Review by Sabrina Wong.

*** /4

Reviewed from Advance Review Copy.



This is my home, and this is me.
Where is your home?
Where are you?

Home is a charming first solo picture book from Carson Ellis. This debut work explores the idea of home in many different cultures and places, both real and imaginary. Ellis, who is best known for her illustration work for the "Wildwood" series and the band the Decemberists, has a light and playful writing style that pairs well with her gorgeous illustrations.

      Home is a great book to share with a young reader. Ellis' conversational tone and rhythm makes it a great read-aloud. The book also has excellent pacing: Ellis easily shifts between sections where she describes a scene for the reader and sections where she uses probing questions to engage the reader. In her descriptive sections, she uses opposites, such as country and city, clean and messy, and tall and short, to reinforce basic language arts skills. She then prompts participation from the reader by asking a series of questions: "But whose home is this? And what about this?" (pp. 19-20). The detailed illustrations encourage young readers to use their imaginations to create stories and lives for the homes' inhabitants. Ellis' choice to keep the text sparse allows the richness of the illustrations and the readers' imaginations to guide the book's experience. There is so much to explore and unpack in each illustration that a child may spot something new with each reading.

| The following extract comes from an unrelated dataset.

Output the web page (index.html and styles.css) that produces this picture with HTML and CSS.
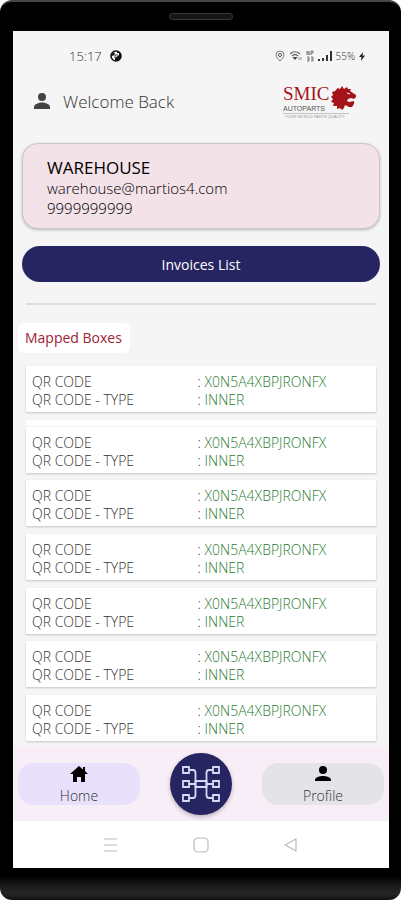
FILE: index.html
```html
<!DOCTYPE html>
<html lang="en">

<head>
    <meta charset="UTF-8">
    <meta name="viewport" content="width=device-width, initial-scale=1.0">
    <title>Warehouse - Mapped Boxes</title>
    <link rel="stylesheet" href="styles.css">
</head>

<body>
    <div class="phone">
        <div class="speaker-bar"><span class="speaker"></span></div>

        <div class="screen">
            <!-- Status bar -->
            <div class="status-bar">
                <span class="time">15:17</span>
                <svg class="status-app" width="12" height="12" viewBox="0 0 12 12">
                    <circle cx="6" cy="6" r="5" fill="#fff" stroke="#111" stroke-width="1.6" />
                    <path d="M7 1a5 5 0 0 1 2 9L5 11V8l4-3V3H7z" fill="#111" />
                    <path d="M1 5l3-3 1 2-2 2z" fill="#111" />
                    <path d="M5 8V5h3" fill="none" stroke="#444" stroke-width="1" />
                </svg>
                <div class="status-icons">
                    <svg width="10" height="12" viewBox="0 0 10 12" fill="none" stroke="#777" stroke-width="1">
                        <path d="M5 11C3 9 1 7 1 5a4 4 0 0 1 8 0c0 2-2 4-4 6z" />
                        <circle cx="5" cy="5" r="1.6" stroke="#555" />
                    </svg>
                    <svg width="13" height="12" viewBox="0 0 13 12" fill="none" stroke="#666" stroke-width="1.2">
                        <path d="M1 4c3-3 7-3 10 0M3 6c2-2 4-2 6 0" />
                        <path d="M3.500 7h5L6 10z" fill="#444" stroke="none" />
                        <path d="M10 7v3M12 7v3" stroke="#999" stroke-width="1" />
                    </svg>
                    <svg width="8" height="12" viewBox="0 0 8 12" fill="none" stroke="#777" stroke-width="1">
                        <path d="M1 5V1l2 4V1M5 1v4M5 1h2v2H5M1 7h2v4H1M5 7h2v4H5M1 9h2M5 9h2" />
                    </svg>
                    <svg width="14" height="12" viewBox="0 0 14 12" fill="#333">
                        <path d="M0 9h2v2H0zM4 8h2v3H4zM8 5h2v6H8zM12 1h2v10h-2z" />
                    </svg>
                    <span class="battery">55%</span>
                    <svg width="6" height="12" viewBox="0 0 6 12" fill="#222">
                        <path d="M4 2 0 7h2.500L2 11l4-5.500H3.500z" />
                    </svg>
                </div>
            </div>

            <!-- Header -->
            <header class="header">
                <svg class="user-icon" width="18" height="18" viewBox="0 0 18 18" fill="#444">
                    <circle cx="9" cy="5" r="4" />
                    <path d="M1 17v-2c0-3 5-4.500 8-4.500s8 1.500 8 4.500v2z" />
                </svg>
                <span class="welcome">Welcome Back</span>
                <svg class="logo" width="74" height="36" viewBox="0 0 74 36" role="img" aria-label="SMIC Autoparts">
                    <text class="logo-name" x="0" y="17">SMIC</text>
                    <text class="logo-sub" x="0" y="28">AUTOPARTS</text>
                    <path d="M0 30.500h66" stroke="#c3c3c3" stroke-width="1" />
                    <text class="logo-tag" x="2" y="35">YOUR WORLD PARTS QUALITY</text>
                    <path fill="#a5141b" d="M52 8 54 6 54 5 57 6 59 3 61 6 64 4 65 6 68 6 67 8 70 10 73 12 73 14 71 16 68 15 65 16 64 18 66 19 71 18 71 21 69 24 66 24 62 22 61 25 59 27 57 25 54 26 54 23 50 23 51 20 48 19 50 16 48 14 50 12 49 9z" />
                    <path d="M64 10l3 1" fill="none" stroke="#f5f5f5" stroke-width="1" />
                </svg>
            </header>

            <main class="content">
                <section class="account">
                    <h1>WAREHOUSE</h1>
                    <p>warehouse@martios4.com</p>
                    <p>9999999999</p>
                </section>

                <button class="invoices-button" type="button">Invoices List</button>

                <hr class="divider">

                <h2 class="section-title">Mapped Boxes</h2>

                <ul class="box-list">
                    <li>
                        <dl class="box">
                            <dt>QR CODE</dt>
                            <dd>: <span>X0N5A4XBPJRONFX</span></dd>
                            <dt>QR CODE - TYPE</dt>
                            <dd>: <span>INNER</span></dd>
                        </dl>
                    </li>
                    <li class="stacked">
                        <dl class="box">
                            <dt>QR CODE</dt>
                            <dd>: <span>X0N5A4XBPJRONFX</span></dd>
                            <dt>QR CODE - TYPE</dt>
                            <dd>: <span>INNER</span></dd>
                        </dl>
                    </li>
                    <li>
                        <dl class="box">
                            <dt>QR CODE</dt>
                            <dd>: <span>X0N5A4XBPJRONFX</span></dd>
                            <dt>QR CODE - TYPE</dt>
                            <dd>: <span>INNER</span></dd>
                        </dl>
                    </li>
                    <li>
                        <dl class="box">
                            <dt>QR CODE</dt>
                            <dd>: <span>X0N5A4XBPJRONFX</span></dd>
                            <dt>QR CODE - TYPE</dt>
                            <dd>: <span>INNER</span></dd>
                        </dl>
                    </li>
                    <li>
                        <dl class="box">
                            <dt>QR CODE</dt>
                            <dd>: <span>X0N5A4XBPJRONFX</span></dd>
                            <dt>QR CODE - TYPE</dt>
                            <dd>: <span>INNER</span></dd>
                        </dl>
                    </li>
                    <li>
                        <dl class="box">
                            <dt>QR CODE</dt>
                            <dd>: <span>X0N5A4XBPJRONFX</span></dd>
                            <dt>QR CODE - TYPE</dt>
                            <dd>: <span>INNER</span></dd>
                        </dl>
                    </li>
                    <li>
                        <dl class="box">
                            <dt>QR CODE</dt>
                            <dd>: <span>X0N5A4XBPJRONFX</span></dd>
                            <dt>QR CODE - TYPE</dt>
                            <dd>: <span>INNER</span></dd>
                        </dl>
                    </li>
                </ul>
            </main>

            <!-- Bottom navigation -->
            <nav class="bottom-nav">
                <a href="#home" class="nav-item active">
                    <svg width="18" height="18" viewBox="0 0 18 18" fill="#000">
                        <path d="M9 1 0 9h3v8h4v-5h4v5h4V9h3l-3-3V2h-2v2.500z" />
                    </svg>
                    Home
                </a>
                <button class="scan-button" type="button" aria-label="Map boxes">
                    <svg width="40" height="40" viewBox="0 0 40 40" fill="none" stroke="#d5daf5" stroke-width="1.8">
                        <path d="M2 3h6v6H2zM2 17h6v6H2zM2 31h6v6H2zM32 3h6v6h-6zM32 17h6v6h-6zM32 31h6v6h-6z" />
                        <path d="M14.500 17h11v6h-11z" />
                        <path d="M8 6h4q2.500 0 2.500 3v22q0 3-2.500 3H8M32 6h-4q-2.500 0-2.500 3v22q0 3 2.500 3h4M8 20h6.500M25.500 20H32" />
                    </svg>
                </button>
                <a href="#profile" class="nav-item">
                    <svg width="18" height="18" viewBox="0 0 18 18" fill="#000">
                        <circle cx="9" cy="5" r="4" />
                        <path d="M1 16v-1c0-3 5-4 8-4s8 1 8 4v1z" />
                    </svg>
                    Profile
                </a>
            </nav>

            <!-- System buttons -->
            <div class="system-bar">
                <button type="button" aria-label="Recent apps">
                    <svg width="16" height="16" viewBox="0 0 16 16" fill="none" stroke="#bbb" stroke-width="1.2">
                        <path d="M1 2h13M1 8h13M1 14h13" />
                    </svg>
                </button>
                <button type="button" aria-label="Home screen">
                    <svg width="16" height="16" viewBox="0 0 16 16" fill="none" stroke="#bbb" stroke-width="1.2">
                        <rect x="1" y="1" width="14" height="14" rx="4" />
                    </svg>
                </button>
                <button type="button" aria-label="Back">
                    <svg width="16" height="16" viewBox="0 0 16 16" fill="none" stroke="#bbb" stroke-width="1.2" stroke-linejoin="round">
                        <path d="M13 2v12L2 8z" />
                    </svg>
                </button>
            </div>
        </div>
    </div>
</body>

</html>
```
FILE: styles.css
```css
* {
    box-sizing: border-box;
}

body {
    font-family: "Open Sans", "Noto Sans", sans-serif;
    font-weight: 300;
    margin: 0;
    background-color: #fff;
    color: #333;
}

h1,
h2,
p,
ul,
dl,
dd {
    margin: 0;
    padding: 0;
    font-weight: inherit;
}

button {
    border: none;
    padding: 0;
    background: none;
    font-family: inherit;
    cursor: pointer;
}

svg {
    display: block;
    flex: none;
}

.phone {
    display: flex;
    flex-direction: column;
    min-height: 100vh;
    padding: 0 12px 32px 13px;
    background: linear-gradient(to top, #111 0, #262626 6px, #1c1c1c 14px, #000 24px);
    border-top: 2px solid #444;
    border-radius: 12px;
}

.speaker-bar {
    display: flex;
    justify-content: center;
    align-items: center;
    height: 29px;
}

.speaker {
    width: 64px;
    height: 7px;
    border: 1px solid #3a3a3a;
    border-radius: 4px;
    background-color: #151515;
}

.screen {
    flex: 1;
    display: flex;
    flex-direction: column;
    background-color: #f5f5f5;
}

/* Status bar */
.status-bar {
    display: flex;
    align-items: center;
    padding: 15px 24px 0 56px;
    height: 35px;
    font-size: 13px;
    line-height: 20px;
}

.status-app {
    margin-left: 8px;
}

.status-icons {
    display: flex;
    align-items: center;
    gap: 4px;
    margin-left: auto;
}

.battery {
    font-size: 10px;
}

/* Header */
.header {
    display: flex;
    align-items: center;
    height: 70px;
    padding: 0 32px 0 20px;
}

.welcome {
    margin-left: 12px;
    font-size: 17px;
}

.logo {
    margin-left: auto;
}

.logo-name {
    font-family: "Liberation Serif", serif;
    font-weight: 400;
    font-size: 19px;
    fill: #a5141b;
}

.logo-sub {
    font-family: "Liberation Sans", sans-serif;
    font-weight: 400;
    font-size: 7px;
    fill: #555;
}

.logo-tag {
    font-family: "Liberation Sans", sans-serif;
    font-size: 4px;
    fill: #999;
}

/* Content */
.content {
    flex: 1;
    display: flex;
    flex-direction: column;
    padding: 7px 9px 0;
}

.account {
    padding: 14px 24px 10px;
    border: 1px solid #cfc6ca;
    border-radius: 16px;
    background-color: #f4e2e9;
    box-shadow: 0 1px 3px rgba(0, 0, 0, 0.25);
    color: #000;
    font-size: 15px;
    line-height: 20px;
}

.account h1 {
    font-size: 17px;
    font-weight: 400;
}

.invoices-button {
    height: 36px;
    margin-top: 17px;
    border-radius: 18px;
    background-color: #272462;
    color: #fff;
    font-size: 14px;
}

.divider {
    width: calc(100% - 8px);
    height: 2px;
    margin: 21px 4px 18px;
    border: none;
    background-color: #ddd;
}

.section-title {
    align-self: flex-start;
    margin-left: -4px;
    padding: 5px 8px 5px 7px;
    border-radius: 6px;
    background-color: #fff;
    color: #a02034;
    font-size: 14px;
    font-weight: 400;
    line-height: 20px;
}

.box-list {
    flex: 1;
    display: flex;
    flex-direction: column;
    justify-content: space-between;
    padding: 13px 4px 5px;
    list-style: none;
}

.box {
    display: grid;
    grid-template-columns: 49% 1fr;
    padding: 7px 6px 3px;
    background-color: #fff;
    box-shadow: 0 1px 2px rgba(0, 0, 0, 0.2);
    font-size: 14px;
    line-height: 18px;
}

.box span {
    color: #267a30;
}

/* Edge of the card that lies underneath */
.stacked::before {
    content: "";
    display: block;
    height: 6px;
    margin-bottom: 1px;
    background-color: #fff;
}

/* Bottom navigation */
.bottom-nav {
    display: flex;
    justify-content: space-between;
    align-items: center;
    height: 75px;
    padding: 0 5px;
    background-color: #f8eef8;
}

.nav-item {
    display: flex;
    flex-direction: column;
    align-items: center;
    width: 122px;
    height: 42px;
    padding-top: 2px;
    border-radius: 16px;
    background-color: #e4e3e8;
    color: #333;
    font-size: 14px;
    line-height: 26px;
    text-decoration: none;
}

.nav-item.active {
    background-color: #e9e0fb;
}

.scan-button {
    display: flex;
    justify-content: center;
    align-items: center;
    width: 62px;
    height: 62px;
    border-radius: 50%;
    background-color: #272462;
    box-shadow: 0 2px 4px rgba(0, 0, 0, 0.25);
}

/* System buttons */
.system-bar {
    display: flex;
    justify-content: center;
    align-items: center;
    gap: 74px;
    height: 47px;
    background-color: #fff;
}
```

      Ellis' illustrative style is key to her storytelling success. She has a wonderful gift for visual composition: she utilizes white space to create clean and well-framed illustrations. In her media selection, Ellis uses gouache and ink to create a dreamy effect similar to watercolour but with greater vibrancy and opacity. She keeps the main palette fairly neutral with browns and greys but uses bright pops of colour to make her illustrations lively and fun. She whimsically includes pictures of "[s]ea homes" and "[b]ee homes" (pp. 17-18), and, more importantly, she recognizes the diversity of people who share our world. By including people of different ethnicities in her illustrations, Ellis provides young readers with the opportunity to see people who resemble them in a book and helps to foster respect for people of different colours and cultures.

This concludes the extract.